2.2 Earthquake education

Over the past 20 years, Taiwan has experienced several disastrous earthquakes. The “World Urbanization Prospects” released by the United Nations in 2012 analyzed the natural hazard level of 633 large cities (with a population greater than 750,000) from around the world. Three cities in Taiwan were among the top ten urban areas exposed to three or more natural disasters. According to the report on the relationship between natural disasters and sovereign ratings issued by Standard & Poor’s Financial Services LLC in 2015, Taiwan ranked fifth among the countries threatened by the risk of earthquake (second in Asia, following Japan). Therefore, earthquake education is regarded by the Taiwanese government as an important strategy to mitigate damage caused by earthquakes. In 2014, the government launched the “Earthquake School in the Cloud” project to enhance the interest in seismology, facilitate the connection between earthquake observation and life, and reinforce earthquake awareness and preparedness among students and the public. The government also established seismology zones in the science museums of large cities, which have become key outdoor education areas for primary and secondary schools in Taiwan. In addition to providing verbal and graphical earthquake-related materials, the museums have earthquake simulation areas, so that students can experience earthquakes through simulation.

At present, disaster education is attracting increasing attention globally. Many disaster prevention and control organizations have utilized online information and games to promote the knowledge of disaster preparedness. Digital games can effectively enhance the learning motivation of learners (Annetta et al. 2009; Prensky 2003). Utilizing digital games to simulate earthquake scenarios allows learners to practice and become familiarized with necessary preparedness and response skills for improving disaster awareness and preparedness. The Earthquake Country Alliance successfully developed a free online game, “Beat the Quake!,” which was originally used as a tool to prepare citizens in Southern California in the 2008 region-wide earthquake drills. Scholars, such as Tanes and Cho (2013), have studied the game and empirically proven that the game process improves the effectiveness of learning earthquake preparedness knowledge.
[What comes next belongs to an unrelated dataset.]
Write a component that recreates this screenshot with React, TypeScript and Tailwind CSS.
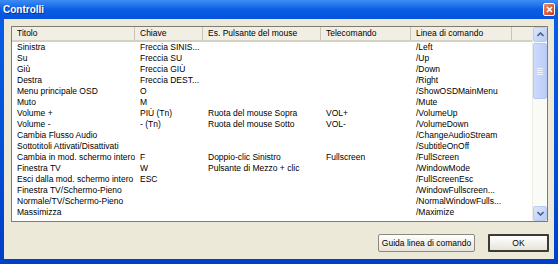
const COLS = [
  { title: "Titolo", w: "w-[123px]" },
  { title: "Chiave", w: "w-[68px]" },
  { title: "Es. Pulsante del mouse", w: "w-[118px]" },
  { title: "Telecomando", w: "w-[90px]" },
  { title: "Linea di comando", w: "w-[101px]" },
];

const ROWS: string[][] = [
  ["Sinistra", "Freccia SINIS...", "", "", "/Left"],
  ["Su", "Freccia SU", "", "", "/Up"],
  ["Giù", "Freccia GIÙ", "", "", "/Down"],
  ["Destra", "Freccia DEST...", "", "", "/Right"],
  ["Menu principale OSD", "O", "", "", "/ShowOSDMainMenu"],
  ["Muto", "M", "", "", "/Mute"],
  ["Volume +", "PIÙ (Tn)", "Ruota del mouse Sopra", "VOL+", "/VolumeUp"],
  ["Volume -", "- (Tn)", "Ruota del mouse Sotto", "VOL-", "/VolumeDown"],
  ["Cambia Flusso Audio", "", "", "", "/ChangeAudioStream"],
  ["Sottotitoli Attivati/Disattivati", "", "", "", "/SubtitleOnOff"],
  ["Cambia in mod. schermo intero", "F", "Doppio-clic Sinistro", "Fullscreen", "/FullScreen"],
  ["Finestra TV", "W", "Pulsante di Mezzo + clic", "", "/WindowMode"],
  ["Esci dalla mod. schermo intero", "ESC", "", "", "/FullScreenEsc"],
  ["Finestra TV/Schermo-Pieno", "", "", "", "/WindowFullscreen..."],
  ["Normale/TV/Schermo-Pieno", "", "", "", "/NormalWindowFulls..."],
  ["Massimizza", "", "", "", "/Maximize"],
];

function Chevron({ up }: { up?: boolean }) {
  return (
    <svg width="7" height="5" viewBox="0 0 7 5">
      <path
        d={up ? "M0.5 4 L3.5 1 L6.5 4" : "M0.5 1 L3.5 4 L6.5 1"}
        fill="none"
        stroke="#4D6185"
        strokeWidth="1.6"
      />
    </svg>
  );
}

function ScrollButton({ up }: { up?: boolean }) {
  return (
    <div className="h-[15px] w-full flex items-center justify-center rounded-[2px] border border-[#B9CBF3] bg-gradient-to-br from-[#DCE6FD] to-[#B6CBF8]">
      <Chevron up={up} />
    </div>
  );
}

export default function App() {
  return (
    <div className="w-[558px] h-[264px] flex flex-col bg-gradient-to-b from-[#0A5FE8] to-[#0040C8] font-['Liberation_Sans',sans-serif] text-black">
      {/* title bar */}
      <div className="h-[19px] flex items-center justify-between pl-[3px] pr-[3px] bg-gradient-to-b from-[#3D8CF5] via-[#0A5EE4] to-[#0553DC]">
        <span className="text-white font-bold text-[10px] [text-shadow:1px_1px_0_#0A2C8C]">Controlli</span>
        <div className="w-[12px] h-[13px] rounded-[2px] border border-white bg-gradient-to-br from-[#E88C6E] to-[#C3391A] flex items-center justify-center">
          <svg width="7" height="7" viewBox="0 0 7 7">
            <path d="M1 1 L6 6 M6 1 L1 6" stroke="white" strokeWidth="1.6" />
          </svg>
        </div>
      </div>

      {/* body */}
      <div className="flex-1 mx-[4px] mb-[5px] bg-[#ECE9D8] flex flex-col pt-[7px]">
        <div className="ml-[7px] mr-[6px] h-[196px] border border-[#7F7C6F] bg-white flex overflow-hidden">
          <div className="flex-1 flex flex-col">
            {/* header */}
            <div className="h-[15px] flex bg-[#F1EFE5] border-b-2 border-[#D5D1C1] text-[8.5px]">
              {COLS.map((c) => (
                <div key={c.title} className={`${c.w} pl-[5px] flex items-center border-r border-[#C8C5B5] whitespace-nowrap`}>
                  {c.title}
                </div>
              ))}
              <div className="flex-1" />
            </div>
            {/* rows */}
            <div className="flex flex-col text-[8.5px]">
              {ROWS.map((r, i) => (
                <div key={i} className="h-[11px] flex leading-[11px] whitespace-nowrap">
                  {r.map((cell, j) => (
                    <div key={j} className={`${COLS[j].w} pl-[5px] overflow-x-clip`}>
                      {cell}
                    </div>
                  ))}
                </div>
              ))}
            </div>
          </div>

          {/* scrollbar */}
          <div className="w-[15px] flex flex-col bg-[#FAFAF6] border-l border-[#EEEDE5]">
            <ScrollButton up />
            <div className="flex-1 flex flex-col pt-[1px]">
              <div className="h-[56px] rounded-[2px] border border-[#B4C8F6] bg-gradient-to-r from-[#CDDAFC] to-[#B9CDF9] flex flex-col items-center justify-center gap-[1px]">
                <div className="w-[6px] h-[1px] bg-[#EEF3FE]" />
                <div className="w-[6px] h-[1px] bg-[#EEF3FE]" />
                <div className="w-[6px] h-[1px] bg-[#EEF3FE]" />
                <div className="w-[6px] h-[1px] bg-[#EEF3FE]" />
              </div>
            </div>
            <ScrollButton />
          </div>
        </div>

        {/* buttons */}
        <div className="mt-[12px] flex justify-end gap-[13px] pr-[5px] text-[8.5px]">
          <button className="w-[97px] h-[18px] border border-[#8C8A7E] rounded-[2px] bg-gradient-to-b from-[#FFFFFF] to-[#E6E4DA]">
            Guida linea di comando
          </button>
          <button className="w-[61px] h-[18px] border-2 border-[#3B3A35] rounded-[1px] bg-gradient-to-b from-[#FFFFFF] to-[#E6E4DA]">
            OK
          </button>
        </div>
      </div>
    </div>
  );
}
In addition, based on location learning theory, Chou et al. (2012) developed an adventure game to enhance learners’ understanding and skills in earthquake evacuation. They also tested the effectiveness of the game on 42 sixth-year primary school students and utilized a questionnaire to collect feedback. The results showed that the game facilitates the learning of earthquake evacuation knowledge to some extent.

Existing studies have indicated that digital games can effectively enhance learners’ performance in learning disaster preparedness knowledge and their learning motivation and risk awareness. However, few studies have applied digital games in earthquake education. Moreover, no studies have applied VR HMDs to create a VLE for earthquake education or examined its effect on learners’ sense of presence. Therefore, this study developed an earthquake simulation game that allows learners to improve earthquake preparedness, experience severe shaking during earthquakes, and practice evacuation skills in a VLE through targeted guidance.

3 Method

3.1 Virtual learning environments and stimulus materials

This study developed a 3D VR earthquake simulation game and used Unity as a platform for scene development and programming. Unity was selected because the development platform facilitates integration with other devices. In addition, Unity uses JavaScript and C# as programming languages, which are common languages used by developers.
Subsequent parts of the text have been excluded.